Estupros na Medicina da USP

Diretor de faculdade pressionou deputados para suspender audiência que denunciou abusos

Além de telefonemas do próprio diretor, José Otávio Costa Auler Junior, que temia pelo nome da faculdade na 'lama', houve manobras para esvaziar o quórum na Assembleia Legislativa

Imagens/USP

Alunos do curso mais concorrido da universidade mais concorrida do país sofrem estupros e outras violências

São Paulo – Os deputados da Comissão de Direitos Humanos da Assembleia Legislativa de São Paulo foram pressionados diretamente pelo diretor da Faculdade de Medicina da USP (FMUSP), José Otávio Costa Auler Junior, para que não realizassem a audiência pública da última terça-feira (11) sobre as violações aos direitos humanos na faculdade.

Durante as sete horas que durou a audiência, estudantes denunciaram estupros, assédio e outros tipos de violência durante festas e trotes na instituição. Alunos contaram, por exemplo, que os agressores filmavam os estupros que eram divulgados pela internet.

O presidente da comissão, deputado Adriano Diogo (PT), disse hoje (14) que, na última sexta-feira, Auler telefonou diversas vezes para os demais parlamentares e em seguida para o seu gabinete, pedindo a ele a suspensão da audiência.

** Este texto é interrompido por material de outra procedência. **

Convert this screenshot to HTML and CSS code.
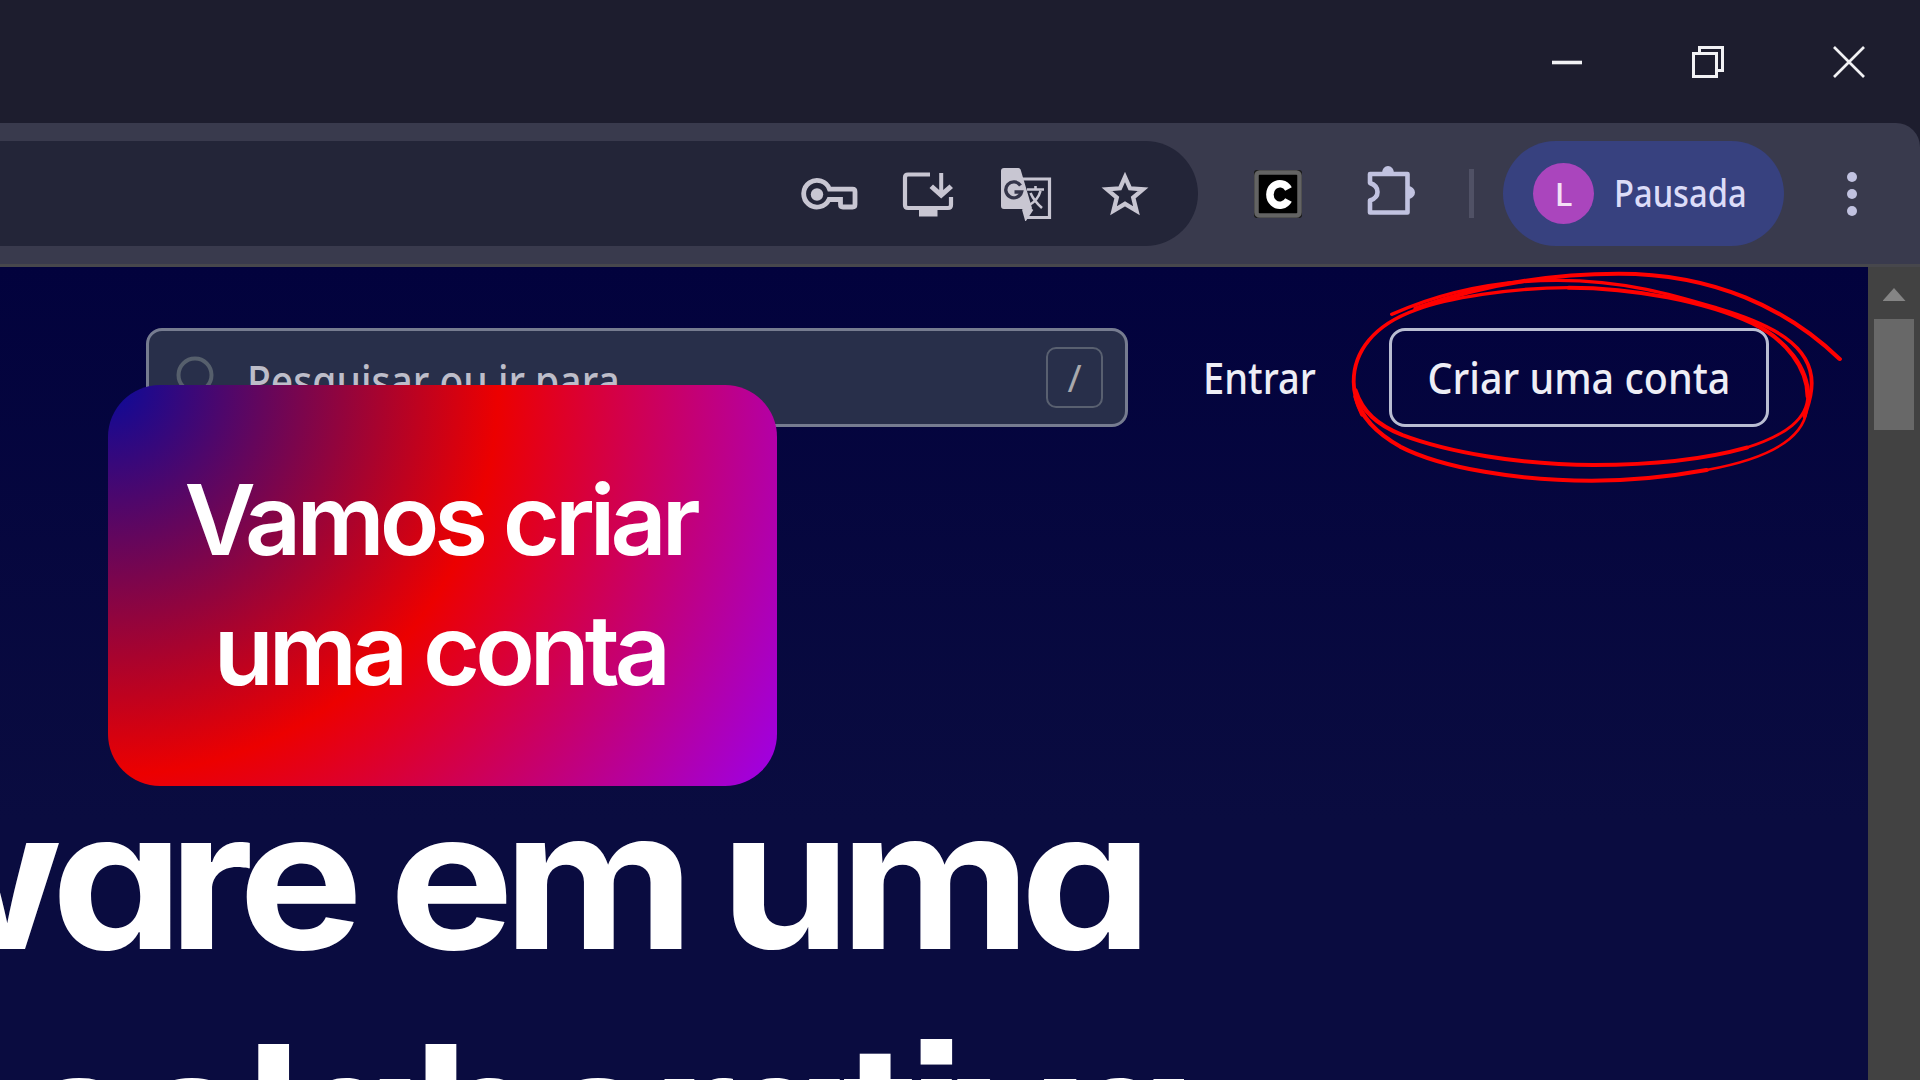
FILE: index.html
```html
<!DOCTYPE html>
<html lang="pt-BR">
<head>
<meta charset="utf-8">
<title>Criar uma conta</title>
<link rel="stylesheet" href="styles.css">
</head>
<body>
<div class="window">
  <header class="titlebar">
    <svg class="win-icon" viewBox="0 0 34 34"><path d="M2 17.5H32" stroke-width="3.6"/></svg>
    <svg class="win-icon" viewBox="0 0 34 34"><path d="M2.5 8.500H25.500V31.500H2.500ZM8.500 8V2.500H31.500V25.500H26" stroke-width="3"/></svg>
    <svg class="win-icon" viewBox="0 0 34 34"><path d="M2 2L32 32M32 2L2 32" stroke-width="2.700"/></svg>
  </header>

  <div class="toolbar">
    <div class="address">
      <svg class="ico key" viewBox="0 0 58 34"><g fill="none" stroke="currentColor" stroke-width="4.800"><path d="M28.500 12.200A13.300 13.300 0 1 0 28 22.500H39.500V27.500Q39.500 30 42 30H51.500Q54 30 54 27.500V14.700Q54 12.200 51.500 12.200Z"/></g><circle cx="16" cy="17.500" r="6.200" fill="currentColor"/></svg>
      <svg class="ico install" viewBox="0 0 52 46"><path d="M28 3.500H6Q3 3.500 3 6.500V34Q3 37 6 37H46Q49 37 49 34V26" fill="none" stroke="currentColor" stroke-width="4.200"/><path d="M17 37H35.500V45.500H17ZM37.200 2H41.200V19L47.500 13.500L51 17L39.200 27.500L27.500 17L31 13.500L37.200 19Z" fill="currentColor"/></svg>
      <svg class="ico translate" viewBox="0 0 54 54"><path d="M4 1H18.500Q20 1 20.600 2.500L32 41L26 52L23.500 42H4Q1 42 1 39V4Q1 1 4 1Z" fill="currentColor"/><path d="M22 12H49.500V50.500H27M23.500 42L26 51L32 42" fill="none" stroke="currentColor" stroke-width="3.200"/><path d="M20.500 18.500A8 8 0 1 0 21.500 25H14.500" fill="none" stroke="#34354a" stroke-width="3.400"/><path d="M27 22.500H44M35.500 19V23M40.500 24Q38 33 29.500 38M30.500 26Q34 34 42 41" fill="none" stroke="currentColor" stroke-width="2.600"/></svg>
      <svg class="ico star" viewBox="0 0 50 46"><path d="M25 6L30 17.300L43 18.300L33.200 26.500L36.500 39.800L25 32.800L13.500 39.800L16.800 26.500L7 18.300L20 17.300Z" fill="none" stroke="currentColor" stroke-width="4.300"/></svg>
    </div>
    <svg class="ext" viewBox="0 0 48 48"><rect width="48" height="48" rx="3" fill="#191919"/><rect x="2.500" y="2.500" width="43" height="43" rx="3" fill="#000" stroke="#636363" stroke-width="4.500"/><path d="M34.500 19A10 10.800 0 1 0 34.500 30" fill="none" stroke="#fff" stroke-width="7.500"/></svg>
    <svg class="puzzle" viewBox="0 0 52 52"><path d="M4 9H41.500V47.500H4V35.500Q11.500 33 11.500 27Q11.500 20.500 4 18Z" fill="none" stroke="#c1c2e0" stroke-width="4.600" stroke-linejoin="round"/><path d="M16 8A6 7 0 0 1 28 8ZM42 21A7 6.500 0 0 1 42 34Z" fill="#c1c2e0"/></svg>
    <span class="divider"></span>
    <div class="profile"><span class="avatar">L</span><span class="status">Pausada</span></div>
    <svg class="dots" viewBox="0 0 12 46"><circle cx="6" cy="6" r="5"/><circle cx="6" cy="23" r="5"/><circle cx="6" cy="40" r="5"/></svg>
  </div>

  <div class="viewport">
    <main class="page">
      <nav class="nav">
        <div class="search">
          <svg class="lens" viewBox="0 0 42 42"><circle cx="19" cy="19" r="16.500"/><path d="M31 31L40 40"/></svg>
          <span class="search-text">Pesquisar ou ir para...</span>
          <kbd class="slash">/</kbd>
        </div>
        <a class="signin">Entrar</a>
        <a class="signup"><span class="signup-text">Criar uma conta</span></a>
      </nav>
      <h1 class="hero"><span class="line one">w<span class="tight">ar</span>e em uma</span><span class="line two">colaborativa</span></h1>
    </main>
    <aside class="scrollbar"><span class="arrow"></span><span class="thumb"></span></aside>
  </div>
</div>

<div class="callout"><span>Vamos criar</span><span>uma conta</span></div>

<svg class="scribble" viewBox="0 0 1568 720" preserveAspectRatio="none">
  <path stroke-width="10" d="M188 178C330 105 480 76 620 76C800 76 930 122 1040 160C1180 208 1285 270 1285 385C1285 430 1272 460 1266 485"/>
  <path stroke-width="7" d="M1272 465C1260 570 1130 620 1010 645"/>
  <path stroke-width="12" d="M1010 645C900 668 800 677 710 677C520 677 320 640 210 575C140 530 105 480 93 425"/>
  <path stroke-width="10" d="M110 480C94 440 88 410 88 380C88 290 140 210 250 165C330 130 500 98 650 98"/>
  <path stroke-width="12" d="M250 160C410 95 590 56 780 56C1030 56 1220 160 1358 312"/>
  <path stroke-width="12" d="M650 98C820 98 1010 140 1130 205C1220 255 1275 340 1275 425"/>
  <path stroke-width="8" d="M1275 420C1275 490 1220 540 1110 580"/>
  <path stroke-width="12" d="M1115 578C1000 615 850 630 715 630C520 630 330 590 215 540C150 510 110 470 92 405"/>
</svg>
</body>
</html>
```
FILE: styles.css
```css
* { box-sizing: border-box; }
body {
  margin: 0;
  width: 1920px;
  height: 1080px;
  overflow: hidden;
  position: relative;
  background: #1d1d2e;
  font-family: "Noto Sans", "Open Sans", sans-serif;
}
.window { display: flex; flex-direction: column; height: 1080px; }
svg { display: block; flex: none; }

.titlebar {
  height: 123px;
  display: flex;
  justify-content: flex-end;
  align-items: center;
  gap: 107px;
  padding-right: 54px;
}
.win-icon { width: 34px; height: 34px; fill: none; stroke: #f1f1f4; }

.toolbar {
  height: 144px;
  display: flex;
  align-items: center;
  background: #393a4d;
  border-bottom: 3px solid #47474c;
  border-top-right-radius: 24px;
}
.address {
  width: 1198px;
  height: 105px;
  display: flex;
  justify-content: flex-end;
  align-items: center;
  background: #232538;
  border-radius: 0 53px 53px 0;
  padding-right: 48px;
  color: #c8c6d2;
}
.key { width: 58px; height: 34px; margin-right: 43px; }
.install { width: 52px; height: 46px; margin-right: 46px; }
.translate { width: 54px; height: 54px; margin-right: 46px; }
.star { width: 50px; height: 46px; }
.ext { width: 48px; height: 48px; margin-left: 56px; }
.puzzle { width: 52px; height: 52px; margin: -6px 51px 0 64px; }
.divider { width: 5px; height: 49px; background: #505165; margin-right: 29px; }
.profile {
  width: 281px;
  height: 105px;
  display: flex;
  align-items: center;
  background: #37417f;
  border-radius: 53px;
  padding-left: 30px;
  color: #dcdcf8;
}
.avatar {
  width: 61px;
  height: 61px;
  border-radius: 50%;
  background: #aa45bd;
  color: #f4e0f6;
  font-size: 33px;
  font-weight: 500;
  line-height: 61px;
  text-align: center;
}
.status {
  font-size: 38px;
  font-weight: 500;
  margin-left: 20px;
  padding-bottom: 3px;
  white-space: nowrap;
  transform: scaleX(0.86);
  transform-origin: left;
}
.dots { width: 12px; height: 46px; margin-left: 62px; fill: #c1c2e0; }

.viewport { flex: 1; display: grid; grid-template-columns: 1868px 52px; min-height: 0; }
.page { background: linear-gradient(#02023d, #0a0c40 68%); overflow: hidden; }
.nav {
  display: flex;
  align-items: center;
  padding: 61px 0 0 146px;
  height: 160px;
  color: #eeeef6;
  font-size: 43px;
}
.search {
  width: 982px;
  height: 99px;
  display: flex;
  align-items: center;
  background: #282f4a;
  border: 3px solid #767c90;
  border-radius: 16px;
  padding: 0 22px 0 27px;
}
.lens { width: 42px; height: 42px; margin-top: -2px; fill: none; stroke: #565f6c; stroke-width: 4; }
.search-text {
  margin-left: 29px;
  padding-top: 5px;
  flex: 1;
  color: #bdbdc9;
  font-weight: 500;
  white-space: nowrap;
  transform: scaleX(0.908);
  transform-origin: left;
}
.slash {
  width: 57px;
  height: 61px;
  border: 2px solid #596070;
  border-radius: 10px;
  color: #a9a9ad;
  font: 38px/57px "Noto Sans", sans-serif;
  text-align: center;
}
.signin {
  width: 112px;
  margin-left: 75px;
  white-space: nowrap;
  font-weight: 500;
  transform: scaleX(0.885);
  transform-origin: left;
}
.signup {
  width: 380px;
  height: 99px;
  margin-left: 74px;
  border: 3px solid #b9bdd2;
  border-radius: 16px;
  display: flex;
  align-items: center;
  justify-content: center;
  white-space: nowrap;
  font-weight: 500;
}
.signup-text { transform: scaleX(0.918); }
.hero {
  margin: 334px 0 0;
  color: #fff;
  font: 700 194px/236px Inter, sans-serif;
  font-feature-settings: "cv11", "ss07";
  letter-spacing: -10px;
  white-space: nowrap;
}
.line { display: block; transform: scaleX(1.08); transform-origin: left; }
.one { margin-left: -116px; word-spacing: -2px; }
.two { margin-left: 15px; }
.tight { letter-spacing: -14px; }
.scrollbar {
  background: #424242;
  display: flex;
  flex-direction: column;
  align-items: center;
  padding-top: 21px;
}
.arrow { width: 23px; height: 13px; background: #858585; clip-path: polygon(50% 0, 100% 100%, 0 100%); }
.thumb { width: 40px; height: 111px; margin-top: 18px; background: #686868; }

.callout {
  position: absolute;
  left: 108px;
  top: 385px;
  width: 669px;
  height: 401px;
  border-radius: 52px;
  background: radial-gradient(circle farthest-corner at 0 0, #0a0a9a, #ec0000 50%, #9d00e8);
  display: flex;
  flex-direction: column;
  align-items: center;
  padding: 70px 5px 0 0;
  color: #fff;
  font: 600 98px/130px Inter, sans-serif;
  letter-spacing: -5px;
  white-space: nowrap;
}
.scribble {
  position: absolute;
  left: 1320px;
  top: 255px;
  width: 600px;
  height: 240px;
  fill: none;
  stroke: #f00;
  stroke-linecap: round;
}
```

“Exaltado, aos gritos, sem me deixar falar, ele dizia que a reunião não deveria ser realizada porque iria jogar na lama o nome da instituição e que ele iria tomar providências contra os abusos”, disse Diogo à RBA, ressaltando que não houve nenhum tipo de ameaça por parte do diretor. No entanto, ocorreram pressões e até manobras para esvaziar a reunião numa tentativa de inviabilizá-la por falta de quórum. “Mas a audiência acabou realizada na marra.”

Professor titular do Departamento de Cirurgia, Auler foi vice-diretor da FMUSP na gestão 2010-2014 e eleito diretor no último 26 de setembro. A assessoria de imprensa da direção da faculdade foi procurada pela reportagem, mas não atendeu às ligações.

O caso ganhou repercussão na imprensa. No dia seguinte à audiência, o médico patologista Paulo Saldiva, que presidia uma comissão interna que apura as denúncias na USP, pediu afastamento e disse que deixará o cargo de professor, que ocupa há 18 anos, por causa da falta de providências da direção da faculdade. Em entrevista à Folha de S.Paulo, ele afirmou que o escândalo foi a “gota d`água” para sua saída, apesar de existirem outros motivos.

Na última quinta, o estudante do 3° ano da FMUSP, Felipe Scalisa publicou artigo em que diz, entre outras coisas, que a faculdade “precisa da ajuda da sociedade civil para conseguir se espelhar em ética, e que o isolamento da universidade é algo pernicioso”.

Para o diretor da Associação dos Docentes da USP (Adusp), Francisco Miraglia, que participou da audiência, o caso é grave, e pior: não é novidade na Faculdade de Medicina, nem na USP como um todo e muito menos em outros cursos de outras universidades.

No entanto, segundo Miraglia, a novidade é que desta vez as pessoas resolveram falar, contando em detalhes. “Foi aberta uma ‘caixa de pandora’ em que o nome da faculdade parece ser mais importante que a dignidade humana”, disse, elogiando a coragem de jovens de menos de 20 anos, futuras médicas, que contaram detalhes das agressões sofridas. “O caso exige ser tratado com firmeza.”

As denúncias estão sendo investigadas pelo Ministério Público de São Paulo. Há dois meses, a promotora Paula de Figueiredo Silva, da Promotoria de Direitos Humanos, tomou conhecimento da situação quando foi procurada por um estudante que relatou violações constantes de direitos fundamentais, especialmente relacionadas a mulheres e homossexuais.